> **WHAT YOU ARE ASKED TO DO**
Leave the pictures out, and retype all of the material exactly as written.

> **INPUT MATERIAL**
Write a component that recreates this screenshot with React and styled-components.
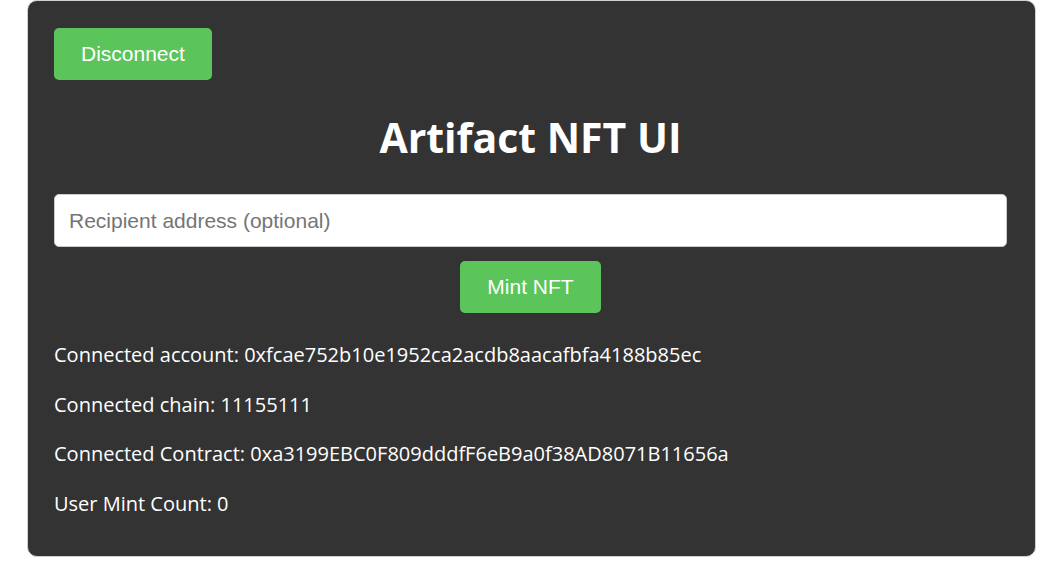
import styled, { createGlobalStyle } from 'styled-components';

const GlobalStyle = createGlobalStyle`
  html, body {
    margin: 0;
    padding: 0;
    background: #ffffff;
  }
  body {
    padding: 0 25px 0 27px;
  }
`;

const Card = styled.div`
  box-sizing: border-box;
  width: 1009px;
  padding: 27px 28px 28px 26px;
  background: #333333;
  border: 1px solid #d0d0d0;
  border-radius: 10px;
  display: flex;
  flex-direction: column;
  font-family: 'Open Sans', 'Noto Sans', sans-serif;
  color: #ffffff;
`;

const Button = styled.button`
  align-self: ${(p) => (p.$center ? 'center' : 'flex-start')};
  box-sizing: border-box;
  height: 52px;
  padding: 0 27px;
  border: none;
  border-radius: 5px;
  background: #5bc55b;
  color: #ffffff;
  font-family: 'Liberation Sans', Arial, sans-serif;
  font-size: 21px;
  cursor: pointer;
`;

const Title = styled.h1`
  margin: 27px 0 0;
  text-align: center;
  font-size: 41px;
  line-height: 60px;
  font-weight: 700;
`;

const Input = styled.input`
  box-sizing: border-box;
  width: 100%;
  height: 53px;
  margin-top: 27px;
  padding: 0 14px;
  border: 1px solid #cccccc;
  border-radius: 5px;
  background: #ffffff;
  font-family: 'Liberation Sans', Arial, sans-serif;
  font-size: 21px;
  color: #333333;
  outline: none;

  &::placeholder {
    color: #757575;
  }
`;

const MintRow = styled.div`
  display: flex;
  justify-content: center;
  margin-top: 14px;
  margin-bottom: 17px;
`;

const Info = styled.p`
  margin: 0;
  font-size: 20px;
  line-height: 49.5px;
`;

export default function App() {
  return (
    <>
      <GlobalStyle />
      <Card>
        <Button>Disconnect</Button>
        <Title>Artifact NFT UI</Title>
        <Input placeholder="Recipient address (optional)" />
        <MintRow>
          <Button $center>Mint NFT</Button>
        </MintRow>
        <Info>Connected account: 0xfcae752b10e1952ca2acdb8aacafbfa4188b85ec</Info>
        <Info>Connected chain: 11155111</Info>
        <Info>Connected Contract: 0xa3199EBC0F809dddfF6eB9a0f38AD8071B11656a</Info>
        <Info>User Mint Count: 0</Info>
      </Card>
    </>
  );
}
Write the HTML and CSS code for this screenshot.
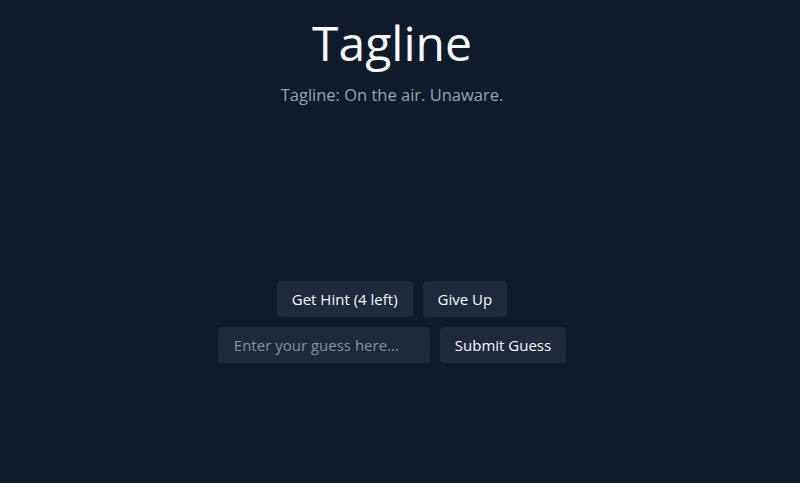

> **EXERCISE RESPONSE**
Write a component that recreates this screenshot with React and styled-components.
import styled, { createGlobalStyle } from 'styled-components';

const GlobalStyle = createGlobalStyle`
  html, body {
    margin: 0;
    padding: 0;
    background: #ffffff;
  }
  body {
    padding: 0 25px 0 27px;
  }
`;

const Card = styled.div`
  box-sizing: border-box;
  width: 1009px;
  padding: 27px 28px 28px 26px;
  background: #333333;
  border: 1px solid #d0d0d0;
  border-radius: 10px;
  display: flex;
  flex-direction: column;
  font-family: 'Open Sans', 'Noto Sans', sans-serif;
  color: #ffffff;
`;

const Button = styled.button`
  align-self: ${(p) => (p.$center ? 'center' : 'flex-start')};
  box-sizing: border-box;
  height: 52px;
  padding: 0 27px;
  border: none;
  border-radius: 5px;
  background: #5bc55b;
  color: #ffffff;
  font-family: 'Liberation Sans', Arial, sans-serif;
  font-size: 21px;
  cursor: pointer;
`;

const Title = styled.h1`
  margin: 27px 0 0;
  text-align: center;
  font-size: 41px;
  line-height: 60px;
  font-weight: 700;
`;

const Input = styled.input`
  box-sizing: border-box;
  width: 100%;
  height: 53px;
  margin-top: 27px;
  padding: 0 14px;
  border: 1px solid #cccccc;
  border-radius: 5px;
  background: #ffffff;
  font-family: 'Liberation Sans', Arial, sans-serif;
  font-size: 21px;
  color: #333333;
  outline: none;

  &::placeholder {
    color: #757575;
  }
`;

const MintRow = styled.div`
  display: flex;
  justify-content: center;
  margin-top: 14px;
  margin-bottom: 17px;
`;

const Info = styled.p`
  margin: 0;
  font-size: 20px;
  line-height: 49.5px;
`;

export default function App() {
  return (
    <>
      <GlobalStyle />
      <Card>
        <Button>Disconnect</Button>
        <Title>Artifact NFT UI</Title>
        <Input placeholder="Recipient address (optional)" />
        <MintRow>
          <Button $center>Mint NFT</Button>
        </MintRow>
        <Info>Connected account: 0xfcae752b10e1952ca2acdb8aacafbfa4188b85ec</Info>
        <Info>Connected chain: 11155111</Info>
        <Info>Connected Contract: 0xa3199EBC0F809dddfF6eB9a0f38AD8071B11656a</Info>
        <Info>User Mint Count: 0</Info>
      </Card>
    </>
  );
}
Write the HTML and CSS code for this screenshot.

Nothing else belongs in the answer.